--- Short task ---
Copy each line in the data that includes the word "with".

[start]

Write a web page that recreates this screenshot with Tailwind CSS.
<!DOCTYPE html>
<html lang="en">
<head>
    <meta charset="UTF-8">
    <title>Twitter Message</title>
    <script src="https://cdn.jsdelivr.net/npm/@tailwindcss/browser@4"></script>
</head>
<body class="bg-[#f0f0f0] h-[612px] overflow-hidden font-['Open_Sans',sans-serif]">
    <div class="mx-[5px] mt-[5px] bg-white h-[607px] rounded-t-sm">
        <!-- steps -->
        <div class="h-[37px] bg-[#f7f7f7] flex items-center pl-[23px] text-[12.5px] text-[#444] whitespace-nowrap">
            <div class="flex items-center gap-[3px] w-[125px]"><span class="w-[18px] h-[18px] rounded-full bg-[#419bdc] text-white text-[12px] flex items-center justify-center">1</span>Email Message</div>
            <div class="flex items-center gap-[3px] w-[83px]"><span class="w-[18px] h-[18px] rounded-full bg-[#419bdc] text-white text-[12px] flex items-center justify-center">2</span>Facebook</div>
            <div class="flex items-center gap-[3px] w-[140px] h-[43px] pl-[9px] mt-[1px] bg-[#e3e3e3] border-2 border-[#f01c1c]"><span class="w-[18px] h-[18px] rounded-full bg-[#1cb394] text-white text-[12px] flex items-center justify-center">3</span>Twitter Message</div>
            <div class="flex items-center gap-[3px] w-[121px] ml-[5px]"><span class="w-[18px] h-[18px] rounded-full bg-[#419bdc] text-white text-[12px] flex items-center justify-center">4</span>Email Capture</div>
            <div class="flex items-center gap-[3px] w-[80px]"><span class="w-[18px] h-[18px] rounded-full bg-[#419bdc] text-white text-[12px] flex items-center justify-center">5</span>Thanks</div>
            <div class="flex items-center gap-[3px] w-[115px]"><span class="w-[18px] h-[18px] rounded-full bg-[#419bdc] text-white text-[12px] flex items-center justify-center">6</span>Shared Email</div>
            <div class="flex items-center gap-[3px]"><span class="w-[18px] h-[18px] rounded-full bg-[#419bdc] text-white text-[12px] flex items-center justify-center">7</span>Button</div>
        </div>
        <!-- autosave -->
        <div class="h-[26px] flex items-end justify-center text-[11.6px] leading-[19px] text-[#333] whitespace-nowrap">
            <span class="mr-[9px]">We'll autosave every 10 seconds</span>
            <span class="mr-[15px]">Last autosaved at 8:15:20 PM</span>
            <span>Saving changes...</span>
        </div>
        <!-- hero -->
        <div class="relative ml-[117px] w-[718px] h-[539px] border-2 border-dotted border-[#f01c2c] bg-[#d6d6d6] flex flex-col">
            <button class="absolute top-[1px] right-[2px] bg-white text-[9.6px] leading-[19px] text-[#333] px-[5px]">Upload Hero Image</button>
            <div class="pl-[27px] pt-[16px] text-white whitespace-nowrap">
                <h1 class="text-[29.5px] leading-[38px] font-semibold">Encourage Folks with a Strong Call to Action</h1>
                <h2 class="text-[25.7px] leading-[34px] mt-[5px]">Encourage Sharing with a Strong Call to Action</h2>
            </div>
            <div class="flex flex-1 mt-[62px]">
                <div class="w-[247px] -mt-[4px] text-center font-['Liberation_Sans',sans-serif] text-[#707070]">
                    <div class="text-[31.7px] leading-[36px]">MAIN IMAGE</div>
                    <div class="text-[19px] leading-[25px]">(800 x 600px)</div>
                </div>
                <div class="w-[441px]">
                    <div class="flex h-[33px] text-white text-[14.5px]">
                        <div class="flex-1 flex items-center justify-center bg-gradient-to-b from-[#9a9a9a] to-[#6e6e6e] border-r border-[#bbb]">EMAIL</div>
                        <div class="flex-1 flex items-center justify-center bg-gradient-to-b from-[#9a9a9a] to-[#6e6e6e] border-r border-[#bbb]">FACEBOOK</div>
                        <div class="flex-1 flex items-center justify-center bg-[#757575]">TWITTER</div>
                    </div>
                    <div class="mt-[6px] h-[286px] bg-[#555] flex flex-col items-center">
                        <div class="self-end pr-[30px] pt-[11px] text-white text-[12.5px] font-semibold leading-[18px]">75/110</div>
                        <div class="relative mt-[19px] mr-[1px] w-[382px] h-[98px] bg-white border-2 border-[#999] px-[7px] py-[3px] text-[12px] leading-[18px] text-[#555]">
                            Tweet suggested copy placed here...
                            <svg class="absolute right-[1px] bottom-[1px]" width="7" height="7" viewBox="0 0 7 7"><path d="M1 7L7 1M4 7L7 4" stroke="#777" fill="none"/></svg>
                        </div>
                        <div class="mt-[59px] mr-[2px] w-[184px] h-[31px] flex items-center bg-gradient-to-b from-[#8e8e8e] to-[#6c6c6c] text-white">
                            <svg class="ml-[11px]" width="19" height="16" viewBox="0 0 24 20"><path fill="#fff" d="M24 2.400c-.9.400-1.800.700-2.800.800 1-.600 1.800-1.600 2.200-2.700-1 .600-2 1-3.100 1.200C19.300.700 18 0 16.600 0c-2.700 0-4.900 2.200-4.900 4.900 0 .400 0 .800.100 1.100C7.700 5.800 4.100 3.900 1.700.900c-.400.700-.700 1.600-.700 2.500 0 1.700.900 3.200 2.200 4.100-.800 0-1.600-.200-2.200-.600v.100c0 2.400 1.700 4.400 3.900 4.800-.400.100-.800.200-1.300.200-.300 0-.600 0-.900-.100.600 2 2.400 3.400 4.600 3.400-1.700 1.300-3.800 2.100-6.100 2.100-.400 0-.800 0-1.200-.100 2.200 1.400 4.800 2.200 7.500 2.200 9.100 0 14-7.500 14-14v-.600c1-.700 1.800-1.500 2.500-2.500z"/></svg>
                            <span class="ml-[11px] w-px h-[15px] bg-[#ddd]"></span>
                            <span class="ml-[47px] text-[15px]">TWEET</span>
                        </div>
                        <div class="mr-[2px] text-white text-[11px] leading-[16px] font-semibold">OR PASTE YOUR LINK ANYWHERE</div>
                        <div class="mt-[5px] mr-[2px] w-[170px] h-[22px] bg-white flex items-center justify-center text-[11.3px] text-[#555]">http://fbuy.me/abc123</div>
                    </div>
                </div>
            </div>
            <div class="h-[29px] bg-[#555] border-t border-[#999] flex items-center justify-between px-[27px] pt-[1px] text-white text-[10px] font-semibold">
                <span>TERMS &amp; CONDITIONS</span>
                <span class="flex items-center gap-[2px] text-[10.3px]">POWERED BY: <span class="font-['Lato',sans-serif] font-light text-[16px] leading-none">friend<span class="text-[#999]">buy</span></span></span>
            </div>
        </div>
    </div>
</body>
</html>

[end]

--- Final answer ---
Write a web page that recreates this screenshot with Tailwind CSS.
                <h1 class="text-[29.5px] leading-[38px] font-semibold">Encourage Folks with a Strong Call to Action</h1>
                <h2 class="text-[25.7px] leading-[34px] mt-[5px]">Encourage Sharing with a Strong Call to Action</h2>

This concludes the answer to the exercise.